POLENTA AND VEGETABLES WITH ROASTED RED PEPPER SAUCE
Provided by Georgia Downard
Categories Blender Tomato Broil Roast Vegetarian High Fiber Dinner Lunch Parmesan Cornmeal Asparagus Eggplant Bell Pepper Healthy Yellow Squash Self
Number Of Ingredients 19
Steps:
- Bring 3 cups water to a boil in a medium-sized heavy saucepan. Add polenta in a stream, whisking to combine. Reduce heat to medium-low and simmer, stirring frequently, until thick, 3 to 5 minutes. Whisk in 1/3 cup Parmesan and season with cayenne and salt. Coat a 9-inch pie plate with cooking spray. Transfer polenta to pie plate, smooth into an even layer and let cool 15 minutes. Heat broiler. Whisk garlic, thyme, lemon juice and oil in a bowl. Season with salt and pepper. Toss vegetables with dressing. Coat a baking sheet with cooking spray and arrange vegetables in 1 layer (or in 1 layer in a grill basket). Broil vegetables about 4 inches from heat until tender and slightly charred, 3 to 5 minutes on each side. Transfer to a platter.

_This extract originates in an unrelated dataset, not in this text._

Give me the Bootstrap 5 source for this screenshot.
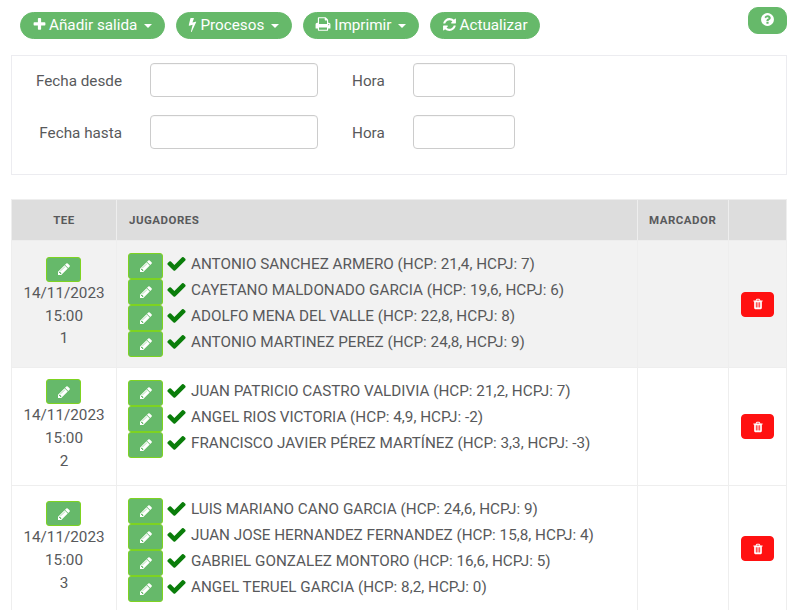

Combine all sauce ingredients in a blender or food processor and blend until smooth. Sprinkle polenta with remaining 1/3 cup Parmesan. Broil polenta in pie plate until golden brown, 2 to 3 minutes, then cut polenta into 8 triangles. Divide polenta among 4 plates. Top with vegetables, drizzle with sauce and sprinkle with chives. Serve any remaining sauce on the side.